特に「志望動機」は採用担当者が最も先に目を通す項目と言われています。その次に「自己PR」です。志望動機や自己PRは書き方や伝え方を工夫し、丁寧に書くことで転職の成功率を高められます。
志望動機がまとまっているか、自身の魅力や想いが伝わる自己PRになっているかを意識しながら記入すると良いでしょう。
「職務経歴書」では採用側が重視する項目として多いのは、「仕事内容」「仕事への取り組み姿勢」です。
これまでの経験やあなたが取り組んできた事、仕事内容と姿勢、成果を分かりやすく伝えることができるようにまとめましょう。
どんな活躍ができるのか、いかに貢献ができるかここでしっかりとPRすることが重要です。
収入面の不安を減らすべく、在職中に転職活動する
転職活動ではブランクを減らし、収入面の不安を減らすことが重要です。
50代転職の難易度は二極化しており、転職先が「すぐ決まる人」と「いつまで経っても決まらない人」に二分されている状態です。実績、スキル、人脈の違いなど様々な要因が考えられます。
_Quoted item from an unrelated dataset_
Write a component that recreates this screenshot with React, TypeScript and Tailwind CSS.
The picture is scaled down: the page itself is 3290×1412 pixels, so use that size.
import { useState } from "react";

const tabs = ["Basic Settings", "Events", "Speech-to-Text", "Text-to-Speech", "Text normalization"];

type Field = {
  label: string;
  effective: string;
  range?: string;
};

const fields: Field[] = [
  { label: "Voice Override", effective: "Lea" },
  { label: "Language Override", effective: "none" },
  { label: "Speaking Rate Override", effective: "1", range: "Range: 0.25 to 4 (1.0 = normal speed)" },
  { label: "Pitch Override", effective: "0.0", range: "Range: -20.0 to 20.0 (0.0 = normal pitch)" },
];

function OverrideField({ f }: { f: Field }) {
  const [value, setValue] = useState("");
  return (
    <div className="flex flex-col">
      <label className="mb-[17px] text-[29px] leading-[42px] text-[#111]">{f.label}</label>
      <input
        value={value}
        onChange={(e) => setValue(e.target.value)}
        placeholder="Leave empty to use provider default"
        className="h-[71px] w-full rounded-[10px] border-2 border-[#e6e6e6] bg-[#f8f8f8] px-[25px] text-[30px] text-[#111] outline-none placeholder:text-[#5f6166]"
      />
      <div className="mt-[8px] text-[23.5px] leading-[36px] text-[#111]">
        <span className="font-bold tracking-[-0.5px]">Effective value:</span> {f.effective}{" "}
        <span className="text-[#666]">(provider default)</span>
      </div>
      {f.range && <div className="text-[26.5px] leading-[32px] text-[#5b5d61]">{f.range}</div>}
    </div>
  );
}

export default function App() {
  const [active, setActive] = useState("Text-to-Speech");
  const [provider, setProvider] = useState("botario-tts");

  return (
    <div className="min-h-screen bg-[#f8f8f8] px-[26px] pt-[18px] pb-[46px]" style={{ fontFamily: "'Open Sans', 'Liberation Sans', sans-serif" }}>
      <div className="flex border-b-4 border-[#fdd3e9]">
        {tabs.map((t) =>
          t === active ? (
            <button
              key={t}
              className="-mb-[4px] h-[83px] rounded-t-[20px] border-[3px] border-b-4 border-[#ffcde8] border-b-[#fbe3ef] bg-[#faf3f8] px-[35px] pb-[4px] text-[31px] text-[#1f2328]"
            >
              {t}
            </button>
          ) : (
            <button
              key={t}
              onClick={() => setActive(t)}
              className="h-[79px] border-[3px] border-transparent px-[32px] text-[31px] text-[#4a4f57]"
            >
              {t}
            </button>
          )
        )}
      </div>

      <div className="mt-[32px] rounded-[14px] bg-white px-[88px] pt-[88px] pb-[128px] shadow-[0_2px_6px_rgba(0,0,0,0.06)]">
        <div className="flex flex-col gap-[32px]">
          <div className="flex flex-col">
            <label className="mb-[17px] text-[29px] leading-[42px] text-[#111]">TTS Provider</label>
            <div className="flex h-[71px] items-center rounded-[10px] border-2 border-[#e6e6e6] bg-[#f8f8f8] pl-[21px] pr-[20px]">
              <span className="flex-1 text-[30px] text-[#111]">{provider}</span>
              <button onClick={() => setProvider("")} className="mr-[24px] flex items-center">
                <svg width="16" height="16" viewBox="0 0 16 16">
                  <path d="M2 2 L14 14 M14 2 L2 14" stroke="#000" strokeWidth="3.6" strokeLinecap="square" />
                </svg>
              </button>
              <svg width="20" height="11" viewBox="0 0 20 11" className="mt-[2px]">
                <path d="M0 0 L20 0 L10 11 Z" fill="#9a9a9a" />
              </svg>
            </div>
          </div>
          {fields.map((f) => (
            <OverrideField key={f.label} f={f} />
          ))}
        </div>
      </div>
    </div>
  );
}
ブランクを気にせずに転職したい場合、在職中に転職活動をするか退職して失業手当を貰いながら転職活動に専念することがおすすめです。収入を気にせずに焦らずに就職活動ができます。
また、失業手当の支給期間が過ぎてしまうことも考慮すると、在職中に転職活動をするとより安心して転職活動をすることができるでしょう。
現在の職場で給与を得ながら転職活動することにより、焦らず多くの情報を収集しながら複数の会社を比較検討し、自分にとって最も条件がフィットした転職先を選ぶこともできるでしょう。
>>50代の転職成功率は5%!?|成功につながるポイントを紹介
4.まとめ
50代での転職を成功させるためにはどうすべきか、様々な角度から転職を成功させるポイントを徹底解説してきました。
50代転職を成功させる6つのポイントは以下の6点です。
- 社外人脈を増やし、知人の紹介で転職する
- LinkedInやWantedlyなどのビジネスSNSを活用する
- 求人数の多い転職エージェントに無料相談する
- 前向きな転職理由であることを転職エージェントに伝える
- 転職サイトに登録するプロフィールを丁寧に書く
- 収入面の不安を減らすべく、在職中に転職活動する
さらに、転職活動を進めた上で転職に厳しい現実を感じた場合は、副業を視野に入れることも考えると良いでしょう。
この記事を参考にすれば、あなたのキャリアが求められている場所や、今までよりあなたの能力を活かすことができる新たな環境や仕事に出会えるかもしれません、さまざまな角度や広い視野で副業も検討してみることもおすすめです。
どのような場所であっても、意欲を持って会社の発展や成長に貢献できる人材であれば、チャレンジする機会は無限にあります、ぜひ前向きに転職をしてみてください。